== Listing ==
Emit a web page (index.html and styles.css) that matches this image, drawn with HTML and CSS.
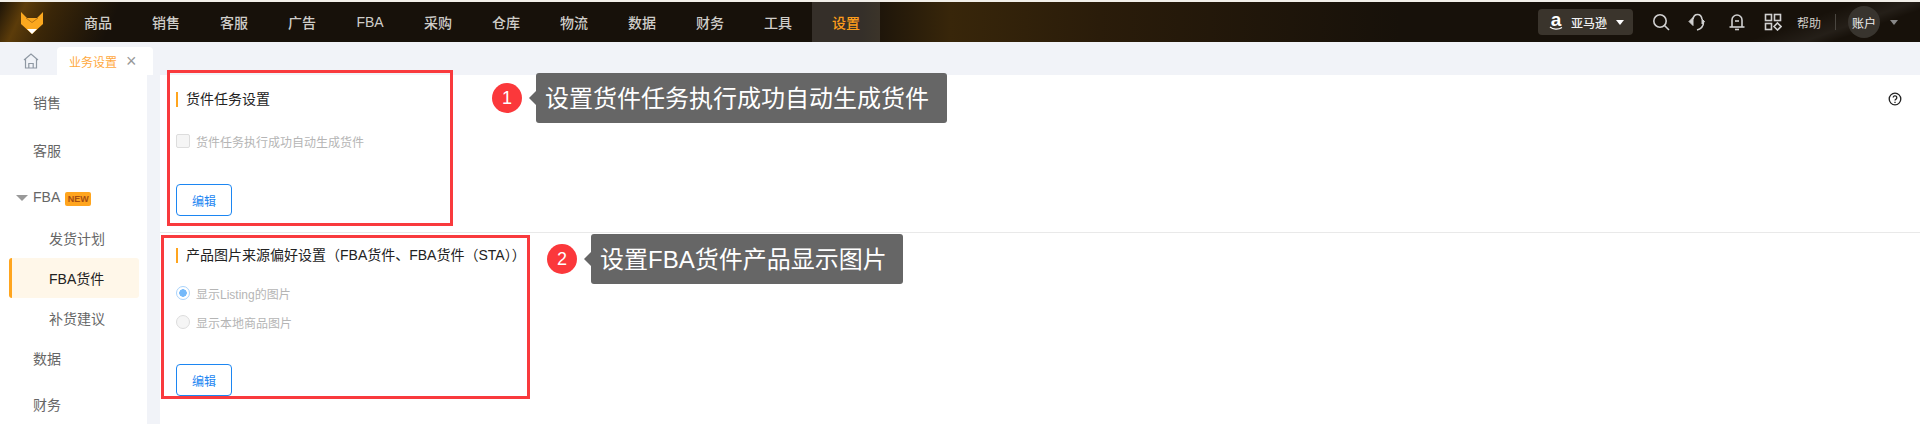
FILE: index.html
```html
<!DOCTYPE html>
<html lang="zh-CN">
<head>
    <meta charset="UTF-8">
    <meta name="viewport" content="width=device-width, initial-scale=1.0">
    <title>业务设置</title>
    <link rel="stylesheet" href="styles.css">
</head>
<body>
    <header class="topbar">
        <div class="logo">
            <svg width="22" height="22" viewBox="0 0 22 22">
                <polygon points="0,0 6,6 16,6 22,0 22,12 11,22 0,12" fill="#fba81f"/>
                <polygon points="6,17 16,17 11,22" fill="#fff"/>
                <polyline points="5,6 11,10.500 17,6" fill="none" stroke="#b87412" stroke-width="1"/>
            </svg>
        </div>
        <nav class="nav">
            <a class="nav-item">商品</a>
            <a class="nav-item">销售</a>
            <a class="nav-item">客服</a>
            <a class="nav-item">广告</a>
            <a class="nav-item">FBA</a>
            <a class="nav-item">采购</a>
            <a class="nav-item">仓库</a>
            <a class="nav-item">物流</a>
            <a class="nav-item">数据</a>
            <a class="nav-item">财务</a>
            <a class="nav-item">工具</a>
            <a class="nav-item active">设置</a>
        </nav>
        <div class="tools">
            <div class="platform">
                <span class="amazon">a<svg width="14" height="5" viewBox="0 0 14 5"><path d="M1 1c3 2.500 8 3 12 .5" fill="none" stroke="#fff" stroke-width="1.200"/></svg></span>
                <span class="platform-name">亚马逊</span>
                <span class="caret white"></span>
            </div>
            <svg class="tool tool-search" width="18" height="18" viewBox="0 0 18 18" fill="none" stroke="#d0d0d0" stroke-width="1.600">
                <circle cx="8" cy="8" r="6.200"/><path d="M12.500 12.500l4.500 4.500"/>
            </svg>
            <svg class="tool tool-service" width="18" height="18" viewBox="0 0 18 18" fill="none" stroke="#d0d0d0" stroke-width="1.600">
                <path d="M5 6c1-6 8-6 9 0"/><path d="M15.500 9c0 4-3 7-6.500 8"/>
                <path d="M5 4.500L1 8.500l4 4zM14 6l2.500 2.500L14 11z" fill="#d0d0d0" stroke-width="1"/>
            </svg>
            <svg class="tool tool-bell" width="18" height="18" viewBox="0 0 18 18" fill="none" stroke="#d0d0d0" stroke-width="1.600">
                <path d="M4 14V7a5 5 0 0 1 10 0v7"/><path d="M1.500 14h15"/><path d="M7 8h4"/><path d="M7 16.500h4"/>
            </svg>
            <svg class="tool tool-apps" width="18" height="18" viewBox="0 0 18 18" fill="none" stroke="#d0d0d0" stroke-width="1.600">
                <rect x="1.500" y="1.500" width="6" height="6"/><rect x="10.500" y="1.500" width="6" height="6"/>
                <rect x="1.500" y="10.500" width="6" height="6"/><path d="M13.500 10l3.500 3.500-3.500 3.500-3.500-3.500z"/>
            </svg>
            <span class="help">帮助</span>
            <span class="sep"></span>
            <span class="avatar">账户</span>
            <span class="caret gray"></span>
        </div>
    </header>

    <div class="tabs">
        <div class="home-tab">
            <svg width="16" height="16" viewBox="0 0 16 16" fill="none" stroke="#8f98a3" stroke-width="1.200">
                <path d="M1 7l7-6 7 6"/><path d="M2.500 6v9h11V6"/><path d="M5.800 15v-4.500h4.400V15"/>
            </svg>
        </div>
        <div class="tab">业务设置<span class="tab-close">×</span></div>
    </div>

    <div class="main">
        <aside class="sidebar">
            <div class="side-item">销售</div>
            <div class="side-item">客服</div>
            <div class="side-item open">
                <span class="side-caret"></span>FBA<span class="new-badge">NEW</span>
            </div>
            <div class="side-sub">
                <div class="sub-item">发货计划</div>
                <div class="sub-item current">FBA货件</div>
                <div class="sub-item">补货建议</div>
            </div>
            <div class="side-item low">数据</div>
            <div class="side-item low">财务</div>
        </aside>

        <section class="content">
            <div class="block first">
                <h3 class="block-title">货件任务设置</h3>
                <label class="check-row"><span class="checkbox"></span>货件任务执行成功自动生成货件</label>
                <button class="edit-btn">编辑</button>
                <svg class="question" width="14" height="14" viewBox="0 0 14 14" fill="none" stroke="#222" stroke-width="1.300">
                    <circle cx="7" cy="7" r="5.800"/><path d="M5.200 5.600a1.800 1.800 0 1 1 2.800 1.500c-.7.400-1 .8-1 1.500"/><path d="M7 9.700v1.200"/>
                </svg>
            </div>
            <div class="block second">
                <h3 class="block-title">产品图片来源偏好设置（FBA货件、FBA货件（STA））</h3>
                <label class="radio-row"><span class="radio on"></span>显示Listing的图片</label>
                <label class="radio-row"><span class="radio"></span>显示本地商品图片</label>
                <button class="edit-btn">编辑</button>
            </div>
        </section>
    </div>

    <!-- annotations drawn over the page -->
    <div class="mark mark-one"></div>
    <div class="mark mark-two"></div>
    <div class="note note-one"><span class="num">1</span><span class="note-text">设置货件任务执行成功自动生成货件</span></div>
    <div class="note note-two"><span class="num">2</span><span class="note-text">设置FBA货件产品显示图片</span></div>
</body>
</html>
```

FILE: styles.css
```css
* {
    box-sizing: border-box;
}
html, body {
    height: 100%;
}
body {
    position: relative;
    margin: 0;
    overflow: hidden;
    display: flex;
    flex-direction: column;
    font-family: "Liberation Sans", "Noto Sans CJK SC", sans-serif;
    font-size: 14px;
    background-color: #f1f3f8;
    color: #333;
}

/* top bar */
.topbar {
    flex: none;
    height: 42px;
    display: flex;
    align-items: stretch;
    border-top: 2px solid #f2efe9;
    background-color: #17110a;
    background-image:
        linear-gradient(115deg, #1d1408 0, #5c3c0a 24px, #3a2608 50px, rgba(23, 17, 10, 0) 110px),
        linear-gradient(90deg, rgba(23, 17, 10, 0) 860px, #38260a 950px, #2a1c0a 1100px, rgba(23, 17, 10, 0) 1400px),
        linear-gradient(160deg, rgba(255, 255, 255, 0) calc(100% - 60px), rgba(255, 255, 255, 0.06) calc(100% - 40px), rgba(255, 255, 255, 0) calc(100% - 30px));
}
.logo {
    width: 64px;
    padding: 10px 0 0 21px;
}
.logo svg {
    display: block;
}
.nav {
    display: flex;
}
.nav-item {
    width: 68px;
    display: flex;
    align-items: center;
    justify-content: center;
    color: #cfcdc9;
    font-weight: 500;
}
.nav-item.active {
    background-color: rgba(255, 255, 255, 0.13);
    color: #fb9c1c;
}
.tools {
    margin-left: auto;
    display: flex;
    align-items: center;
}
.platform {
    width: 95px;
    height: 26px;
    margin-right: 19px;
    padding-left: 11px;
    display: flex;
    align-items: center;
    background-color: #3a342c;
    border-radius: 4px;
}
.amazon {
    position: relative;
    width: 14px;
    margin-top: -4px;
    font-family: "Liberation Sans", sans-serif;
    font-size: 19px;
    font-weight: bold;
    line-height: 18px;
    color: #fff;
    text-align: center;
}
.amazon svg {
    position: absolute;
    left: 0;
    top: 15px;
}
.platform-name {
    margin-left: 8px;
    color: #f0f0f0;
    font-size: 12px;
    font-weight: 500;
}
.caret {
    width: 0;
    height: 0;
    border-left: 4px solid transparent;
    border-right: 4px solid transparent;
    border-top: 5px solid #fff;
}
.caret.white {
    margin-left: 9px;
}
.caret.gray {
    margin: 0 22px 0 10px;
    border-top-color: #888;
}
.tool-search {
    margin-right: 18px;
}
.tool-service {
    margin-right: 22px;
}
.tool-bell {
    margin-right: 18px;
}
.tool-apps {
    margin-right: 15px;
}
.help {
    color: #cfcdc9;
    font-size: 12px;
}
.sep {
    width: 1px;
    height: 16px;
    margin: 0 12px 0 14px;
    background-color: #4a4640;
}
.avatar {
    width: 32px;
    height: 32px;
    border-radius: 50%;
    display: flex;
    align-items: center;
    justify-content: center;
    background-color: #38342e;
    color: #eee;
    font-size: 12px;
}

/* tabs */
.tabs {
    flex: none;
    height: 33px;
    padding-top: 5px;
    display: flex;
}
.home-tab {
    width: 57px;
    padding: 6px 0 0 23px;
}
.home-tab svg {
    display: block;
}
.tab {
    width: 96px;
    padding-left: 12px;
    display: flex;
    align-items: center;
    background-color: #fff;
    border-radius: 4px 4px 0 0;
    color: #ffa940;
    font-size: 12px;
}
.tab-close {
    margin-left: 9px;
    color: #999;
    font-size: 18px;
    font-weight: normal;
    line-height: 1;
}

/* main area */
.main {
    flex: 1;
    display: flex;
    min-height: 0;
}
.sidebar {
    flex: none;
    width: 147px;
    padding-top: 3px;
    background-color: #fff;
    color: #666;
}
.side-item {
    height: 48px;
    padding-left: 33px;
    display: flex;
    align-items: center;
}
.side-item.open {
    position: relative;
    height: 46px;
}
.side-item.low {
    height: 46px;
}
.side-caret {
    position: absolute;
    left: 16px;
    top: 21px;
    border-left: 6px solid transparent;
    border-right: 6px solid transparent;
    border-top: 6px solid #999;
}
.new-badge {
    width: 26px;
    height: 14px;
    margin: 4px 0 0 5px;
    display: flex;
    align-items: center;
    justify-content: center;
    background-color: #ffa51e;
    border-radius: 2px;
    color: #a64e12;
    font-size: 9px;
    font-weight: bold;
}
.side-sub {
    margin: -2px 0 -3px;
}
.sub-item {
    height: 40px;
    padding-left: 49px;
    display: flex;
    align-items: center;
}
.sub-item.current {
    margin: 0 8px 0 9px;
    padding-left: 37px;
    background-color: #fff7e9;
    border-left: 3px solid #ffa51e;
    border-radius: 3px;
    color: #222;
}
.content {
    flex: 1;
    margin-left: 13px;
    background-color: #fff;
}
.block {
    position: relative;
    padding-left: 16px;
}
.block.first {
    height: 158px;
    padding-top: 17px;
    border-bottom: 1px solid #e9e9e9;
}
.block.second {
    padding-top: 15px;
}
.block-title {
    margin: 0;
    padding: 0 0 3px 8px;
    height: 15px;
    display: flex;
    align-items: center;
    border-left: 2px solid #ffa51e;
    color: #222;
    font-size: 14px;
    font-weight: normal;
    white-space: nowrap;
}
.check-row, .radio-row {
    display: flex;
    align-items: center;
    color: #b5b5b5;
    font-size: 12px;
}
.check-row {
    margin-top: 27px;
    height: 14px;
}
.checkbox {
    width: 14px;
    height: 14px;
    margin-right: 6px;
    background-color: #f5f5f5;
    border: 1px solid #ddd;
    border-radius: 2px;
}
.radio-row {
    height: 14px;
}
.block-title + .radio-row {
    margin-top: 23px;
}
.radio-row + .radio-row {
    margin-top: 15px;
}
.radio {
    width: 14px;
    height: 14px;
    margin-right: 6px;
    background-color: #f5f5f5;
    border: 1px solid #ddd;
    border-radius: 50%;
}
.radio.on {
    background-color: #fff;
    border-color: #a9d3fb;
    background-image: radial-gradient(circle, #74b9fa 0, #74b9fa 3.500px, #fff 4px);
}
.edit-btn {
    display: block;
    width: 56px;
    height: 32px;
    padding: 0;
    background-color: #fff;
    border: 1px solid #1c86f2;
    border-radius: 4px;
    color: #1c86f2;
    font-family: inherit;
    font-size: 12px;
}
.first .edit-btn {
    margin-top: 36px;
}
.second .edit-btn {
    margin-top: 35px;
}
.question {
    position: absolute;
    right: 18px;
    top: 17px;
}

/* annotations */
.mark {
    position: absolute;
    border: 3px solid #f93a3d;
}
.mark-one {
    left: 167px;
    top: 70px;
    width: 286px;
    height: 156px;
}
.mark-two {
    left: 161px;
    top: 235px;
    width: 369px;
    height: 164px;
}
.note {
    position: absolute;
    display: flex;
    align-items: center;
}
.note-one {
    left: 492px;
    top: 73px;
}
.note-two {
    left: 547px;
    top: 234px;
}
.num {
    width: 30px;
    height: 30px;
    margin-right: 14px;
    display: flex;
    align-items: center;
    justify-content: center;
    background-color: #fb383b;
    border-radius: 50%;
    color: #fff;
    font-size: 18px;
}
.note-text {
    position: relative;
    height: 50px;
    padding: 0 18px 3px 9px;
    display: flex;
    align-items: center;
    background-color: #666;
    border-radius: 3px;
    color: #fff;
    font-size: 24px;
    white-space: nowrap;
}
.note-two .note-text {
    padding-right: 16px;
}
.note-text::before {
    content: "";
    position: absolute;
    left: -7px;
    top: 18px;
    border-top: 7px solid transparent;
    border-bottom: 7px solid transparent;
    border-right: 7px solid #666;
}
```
===
== Listing ==
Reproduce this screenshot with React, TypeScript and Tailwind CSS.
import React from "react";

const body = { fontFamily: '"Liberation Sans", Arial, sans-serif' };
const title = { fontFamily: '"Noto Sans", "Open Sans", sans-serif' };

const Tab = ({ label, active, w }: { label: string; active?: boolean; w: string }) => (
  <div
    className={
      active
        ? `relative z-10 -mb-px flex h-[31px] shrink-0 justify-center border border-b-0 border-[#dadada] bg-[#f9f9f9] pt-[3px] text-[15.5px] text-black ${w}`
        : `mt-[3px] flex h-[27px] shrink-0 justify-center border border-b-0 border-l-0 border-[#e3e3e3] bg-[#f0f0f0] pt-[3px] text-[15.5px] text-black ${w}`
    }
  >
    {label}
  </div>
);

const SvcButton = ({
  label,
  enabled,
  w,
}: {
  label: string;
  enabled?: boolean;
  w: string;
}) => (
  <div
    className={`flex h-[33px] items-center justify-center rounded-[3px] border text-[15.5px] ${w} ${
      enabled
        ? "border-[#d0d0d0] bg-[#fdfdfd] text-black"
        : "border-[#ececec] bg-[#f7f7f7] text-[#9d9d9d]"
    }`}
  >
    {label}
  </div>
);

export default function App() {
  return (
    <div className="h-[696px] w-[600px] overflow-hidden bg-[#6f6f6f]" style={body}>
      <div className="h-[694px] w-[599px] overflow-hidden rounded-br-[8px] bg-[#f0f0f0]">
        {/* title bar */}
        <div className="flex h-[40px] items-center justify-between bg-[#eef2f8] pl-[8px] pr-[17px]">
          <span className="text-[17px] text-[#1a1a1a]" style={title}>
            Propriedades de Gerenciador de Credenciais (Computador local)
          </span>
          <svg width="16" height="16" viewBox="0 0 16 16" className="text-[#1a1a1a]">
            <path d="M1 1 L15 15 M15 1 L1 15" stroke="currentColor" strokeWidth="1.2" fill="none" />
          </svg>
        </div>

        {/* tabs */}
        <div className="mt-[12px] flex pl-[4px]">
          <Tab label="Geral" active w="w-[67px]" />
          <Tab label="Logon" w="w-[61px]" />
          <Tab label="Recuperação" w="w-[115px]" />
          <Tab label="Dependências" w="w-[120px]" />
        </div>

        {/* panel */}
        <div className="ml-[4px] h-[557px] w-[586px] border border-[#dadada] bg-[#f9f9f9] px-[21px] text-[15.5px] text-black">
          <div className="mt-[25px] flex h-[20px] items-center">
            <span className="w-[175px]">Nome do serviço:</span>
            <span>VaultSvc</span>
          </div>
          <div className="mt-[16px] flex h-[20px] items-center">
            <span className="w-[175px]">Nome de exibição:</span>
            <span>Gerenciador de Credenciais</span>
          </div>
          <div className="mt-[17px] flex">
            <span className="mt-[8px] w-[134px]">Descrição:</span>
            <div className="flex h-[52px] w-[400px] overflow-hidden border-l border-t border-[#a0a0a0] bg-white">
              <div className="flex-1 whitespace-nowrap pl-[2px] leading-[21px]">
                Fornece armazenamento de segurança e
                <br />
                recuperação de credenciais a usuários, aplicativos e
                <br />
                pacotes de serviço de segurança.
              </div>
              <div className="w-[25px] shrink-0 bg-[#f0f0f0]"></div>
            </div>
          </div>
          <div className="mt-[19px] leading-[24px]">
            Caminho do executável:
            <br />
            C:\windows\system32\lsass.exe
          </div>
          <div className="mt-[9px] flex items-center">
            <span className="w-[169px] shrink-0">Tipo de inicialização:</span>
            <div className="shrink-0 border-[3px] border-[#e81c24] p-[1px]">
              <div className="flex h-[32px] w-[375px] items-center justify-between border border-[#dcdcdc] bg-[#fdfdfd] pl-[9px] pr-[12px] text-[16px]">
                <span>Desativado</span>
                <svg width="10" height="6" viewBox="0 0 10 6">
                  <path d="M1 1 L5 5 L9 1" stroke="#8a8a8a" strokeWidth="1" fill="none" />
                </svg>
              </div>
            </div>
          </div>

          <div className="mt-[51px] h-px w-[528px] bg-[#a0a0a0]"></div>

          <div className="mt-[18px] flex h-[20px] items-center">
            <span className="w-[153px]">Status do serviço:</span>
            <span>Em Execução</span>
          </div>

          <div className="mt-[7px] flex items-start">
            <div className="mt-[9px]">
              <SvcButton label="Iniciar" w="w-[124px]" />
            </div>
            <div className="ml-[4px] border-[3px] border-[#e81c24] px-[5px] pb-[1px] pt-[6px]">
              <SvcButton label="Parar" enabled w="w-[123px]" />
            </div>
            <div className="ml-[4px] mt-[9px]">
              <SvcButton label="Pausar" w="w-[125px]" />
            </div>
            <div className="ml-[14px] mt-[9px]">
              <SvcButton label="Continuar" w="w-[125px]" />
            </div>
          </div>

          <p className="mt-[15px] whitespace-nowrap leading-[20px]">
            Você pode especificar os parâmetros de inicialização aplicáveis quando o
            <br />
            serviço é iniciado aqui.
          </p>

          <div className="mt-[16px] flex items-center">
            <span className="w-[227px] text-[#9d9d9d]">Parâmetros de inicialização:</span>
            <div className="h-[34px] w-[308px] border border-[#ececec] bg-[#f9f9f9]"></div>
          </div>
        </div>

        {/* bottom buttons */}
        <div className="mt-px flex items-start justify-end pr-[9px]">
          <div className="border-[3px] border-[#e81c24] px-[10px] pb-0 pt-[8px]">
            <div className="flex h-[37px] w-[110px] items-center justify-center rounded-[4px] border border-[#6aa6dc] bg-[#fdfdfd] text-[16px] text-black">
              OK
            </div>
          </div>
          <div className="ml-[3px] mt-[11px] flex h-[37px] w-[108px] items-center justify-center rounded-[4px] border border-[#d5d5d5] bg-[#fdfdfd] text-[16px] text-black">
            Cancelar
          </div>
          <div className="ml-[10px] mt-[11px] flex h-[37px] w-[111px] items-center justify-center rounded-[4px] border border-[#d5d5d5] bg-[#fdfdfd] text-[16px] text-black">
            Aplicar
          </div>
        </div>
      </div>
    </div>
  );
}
===
» Problem requirements:
Find all the lines containing "image" in the material, then copy them.

» Exercise result:
Emit a web page (index.html and styles.css) that matches this image, drawn with HTML and CSS.
    background-image:
    background-image: radial-gradient(circle, #74b9fa 0, #74b9fa 3.500px, #fff 4px);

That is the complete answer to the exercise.